# [Problem]
Transcribe all the entries word for word, omitting any pictures they contain.

# [Data shown]
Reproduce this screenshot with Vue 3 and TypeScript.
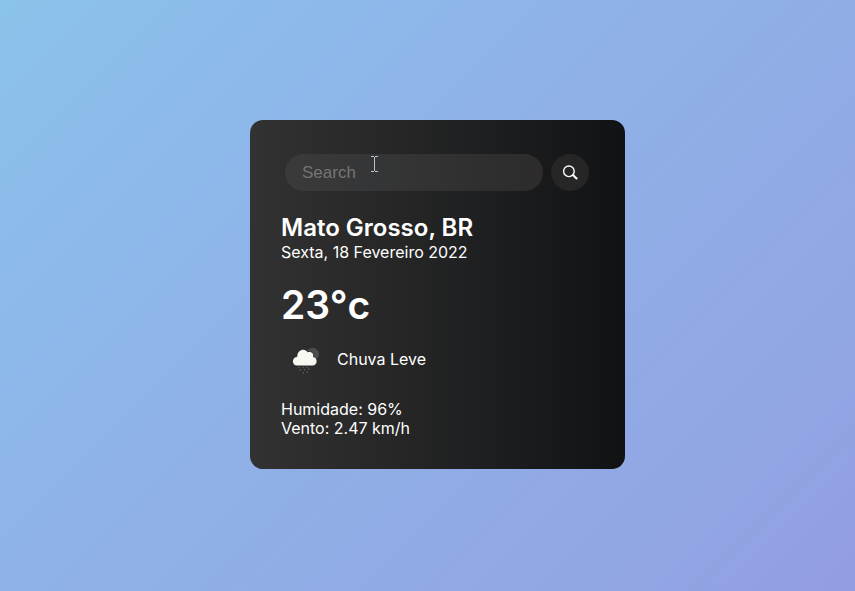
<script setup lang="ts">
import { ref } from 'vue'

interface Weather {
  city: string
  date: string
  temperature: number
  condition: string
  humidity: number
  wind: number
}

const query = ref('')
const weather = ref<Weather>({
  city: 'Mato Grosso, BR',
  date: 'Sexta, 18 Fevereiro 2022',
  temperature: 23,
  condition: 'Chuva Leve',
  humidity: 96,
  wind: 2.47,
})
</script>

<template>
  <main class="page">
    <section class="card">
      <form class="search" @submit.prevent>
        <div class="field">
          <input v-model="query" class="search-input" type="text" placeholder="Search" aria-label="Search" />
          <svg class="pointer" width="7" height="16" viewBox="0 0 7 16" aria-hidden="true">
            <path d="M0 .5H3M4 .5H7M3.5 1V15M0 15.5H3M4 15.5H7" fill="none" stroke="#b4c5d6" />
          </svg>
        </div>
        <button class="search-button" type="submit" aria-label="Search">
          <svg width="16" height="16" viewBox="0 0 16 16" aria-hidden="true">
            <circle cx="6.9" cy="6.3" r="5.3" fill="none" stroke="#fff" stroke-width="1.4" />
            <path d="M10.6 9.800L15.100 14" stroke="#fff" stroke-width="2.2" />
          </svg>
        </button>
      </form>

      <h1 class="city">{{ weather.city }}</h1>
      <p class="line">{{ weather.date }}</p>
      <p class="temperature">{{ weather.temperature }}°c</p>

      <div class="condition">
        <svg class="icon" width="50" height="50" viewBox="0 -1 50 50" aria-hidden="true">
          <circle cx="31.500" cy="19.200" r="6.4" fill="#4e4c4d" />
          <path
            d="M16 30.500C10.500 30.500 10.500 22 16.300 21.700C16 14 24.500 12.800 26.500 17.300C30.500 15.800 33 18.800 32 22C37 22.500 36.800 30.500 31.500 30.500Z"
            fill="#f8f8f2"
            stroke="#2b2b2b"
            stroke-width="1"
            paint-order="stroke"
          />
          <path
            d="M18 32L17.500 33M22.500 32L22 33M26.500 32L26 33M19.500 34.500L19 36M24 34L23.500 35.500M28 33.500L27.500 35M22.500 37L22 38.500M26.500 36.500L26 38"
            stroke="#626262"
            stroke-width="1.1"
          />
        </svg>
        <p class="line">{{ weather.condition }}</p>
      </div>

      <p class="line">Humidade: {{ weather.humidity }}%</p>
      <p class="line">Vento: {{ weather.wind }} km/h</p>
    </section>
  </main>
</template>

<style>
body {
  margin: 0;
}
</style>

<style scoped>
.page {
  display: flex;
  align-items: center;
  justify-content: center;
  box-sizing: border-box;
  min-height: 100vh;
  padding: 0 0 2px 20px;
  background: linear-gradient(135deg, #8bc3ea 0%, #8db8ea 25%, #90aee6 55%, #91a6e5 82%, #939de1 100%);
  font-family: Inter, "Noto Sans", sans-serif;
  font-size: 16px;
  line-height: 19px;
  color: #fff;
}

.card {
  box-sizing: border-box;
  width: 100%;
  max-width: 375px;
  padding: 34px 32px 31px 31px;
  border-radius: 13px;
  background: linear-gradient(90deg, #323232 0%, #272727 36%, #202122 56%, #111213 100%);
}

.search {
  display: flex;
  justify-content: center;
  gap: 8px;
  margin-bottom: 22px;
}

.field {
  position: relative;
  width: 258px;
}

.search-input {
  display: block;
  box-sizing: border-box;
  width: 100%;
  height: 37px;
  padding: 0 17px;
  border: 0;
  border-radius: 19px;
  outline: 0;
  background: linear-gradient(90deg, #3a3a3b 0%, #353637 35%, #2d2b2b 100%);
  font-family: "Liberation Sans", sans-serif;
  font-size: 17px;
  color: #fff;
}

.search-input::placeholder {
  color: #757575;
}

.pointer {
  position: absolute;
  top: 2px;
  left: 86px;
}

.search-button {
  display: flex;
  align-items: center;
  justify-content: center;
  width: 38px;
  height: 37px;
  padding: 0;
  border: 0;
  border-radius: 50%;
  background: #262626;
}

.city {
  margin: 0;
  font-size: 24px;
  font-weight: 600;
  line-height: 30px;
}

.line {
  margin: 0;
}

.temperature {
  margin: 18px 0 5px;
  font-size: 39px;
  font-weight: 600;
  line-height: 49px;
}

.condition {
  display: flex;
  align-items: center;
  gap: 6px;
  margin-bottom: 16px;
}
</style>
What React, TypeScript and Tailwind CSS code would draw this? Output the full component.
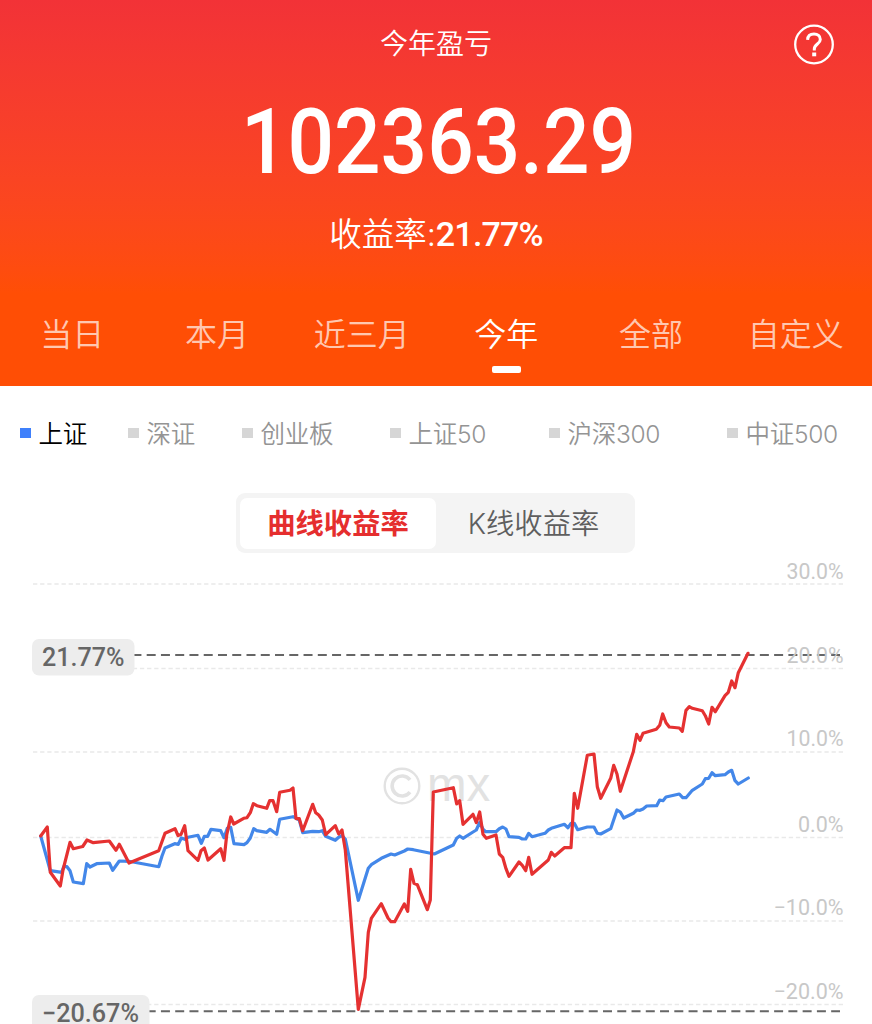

# [Problem solution]
Reproduce this screenshot with Vue 3 and TypeScript.
<script setup lang="ts">
import { ref } from 'vue'

interface Weather {
  city: string
  date: string
  temperature: number
  condition: string
  humidity: number
  wind: number
}

const query = ref('')
const weather = ref<Weather>({
  city: 'Mato Grosso, BR',
  date: 'Sexta, 18 Fevereiro 2022',
  temperature: 23,
  condition: 'Chuva Leve',
  humidity: 96,
  wind: 2.47,
})
</script>

<template>
  <main class="page">
    <section class="card">
      <form class="search" @submit.prevent>
        <div class="field">
          <input v-model="query" class="search-input" type="text" placeholder="Search" aria-label="Search" />
          <svg class="pointer" width="7" height="16" viewBox="0 0 7 16" aria-hidden="true">
            <path d="M0 .5H3M4 .5H7M3.5 1V15M0 15.5H3M4 15.5H7" fill="none" stroke="#b4c5d6" />
          </svg>
        </div>
        <button class="search-button" type="submit" aria-label="Search">
          <svg width="16" height="16" viewBox="0 0 16 16" aria-hidden="true">
            <circle cx="6.9" cy="6.3" r="5.3" fill="none" stroke="#fff" stroke-width="1.4" />
            <path d="M10.6 9.800L15.100 14" stroke="#fff" stroke-width="2.2" />
          </svg>
        </button>
      </form>

      <h1 class="city">{{ weather.city }}</h1>
      <p class="line">{{ weather.date }}</p>
      <p class="temperature">{{ weather.temperature }}°c</p>

      <div class="condition">
        <svg class="icon" width="50" height="50" viewBox="0 -1 50 50" aria-hidden="true">
          <circle cx="31.500" cy="19.200" r="6.4" fill="#4e4c4d" />
          <path
            d="M16 30.500C10.500 30.500 10.500 22 16.300 21.700C16 14 24.500 12.800 26.500 17.300C30.500 15.800 33 18.800 32 22C37 22.500 36.800 30.500 31.500 30.500Z"
            fill="#f8f8f2"
            stroke="#2b2b2b"
            stroke-width="1"
            paint-order="stroke"
          />
          <path
            d="M18 32L17.500 33M22.500 32L22 33M26.500 32L26 33M19.500 34.500L19 36M24 34L23.500 35.500M28 33.500L27.500 35M22.500 37L22 38.500M26.500 36.500L26 38"
            stroke="#626262"
            stroke-width="1.1"
          />
        </svg>
        <p class="line">{{ weather.condition }}</p>
      </div>

      <p class="line">Humidade: {{ weather.humidity }}%</p>
      <p class="line">Vento: {{ weather.wind }} km/h</p>
    </section>
  </main>
</template>

<style>
body {
  margin: 0;
}
</style>

<style scoped>
.page {
  display: flex;
  align-items: center;
  justify-content: center;
  box-sizing: border-box;
  min-height: 100vh;
  padding: 0 0 2px 20px;
  background: linear-gradient(135deg, #8bc3ea 0%, #8db8ea 25%, #90aee6 55%, #91a6e5 82%, #939de1 100%);
  font-family: Inter, "Noto Sans", sans-serif;
  font-size: 16px;
  line-height: 19px;
  color: #fff;
}

.card {
  box-sizing: border-box;
  width: 100%;
  max-width: 375px;
  padding: 34px 32px 31px 31px;
  border-radius: 13px;
  background: linear-gradient(90deg, #323232 0%, #272727 36%, #202122 56%, #111213 100%);
}

.search {
  display: flex;
  justify-content: center;
  gap: 8px;
  margin-bottom: 22px;
}

.field {
  position: relative;
  width: 258px;
}

.search-input {
  display: block;
  box-sizing: border-box;
  width: 100%;
  height: 37px;
  padding: 0 17px;
  border: 0;
  border-radius: 19px;
  outline: 0;
  background: linear-gradient(90deg, #3a3a3b 0%, #353637 35%, #2d2b2b 100%);
  font-family: "Liberation Sans", sans-serif;
  font-size: 17px;
  color: #fff;
}

.search-input::placeholder {
  color: #757575;
}

.pointer {
  position: absolute;
  top: 2px;
  left: 86px;
}

.search-button {
  display: flex;
  align-items: center;
  justify-content: center;
  width: 38px;
  height: 37px;
  padding: 0;
  border: 0;
  border-radius: 50%;
  background: #262626;
}

.city {
  margin: 0;
  font-size: 24px;
  font-weight: 600;
  line-height: 30px;
}

.line {
  margin: 0;
}

.temperature {
  margin: 18px 0 5px;
  font-size: 39px;
  font-weight: 600;
  line-height: 49px;
}

.condition {
  display: flex;
  align-items: center;
  gap: 6px;
  margin-bottom: 16px;
}
</style>
What React, TypeScript and Tailwind CSS code would draw this? Output the full component.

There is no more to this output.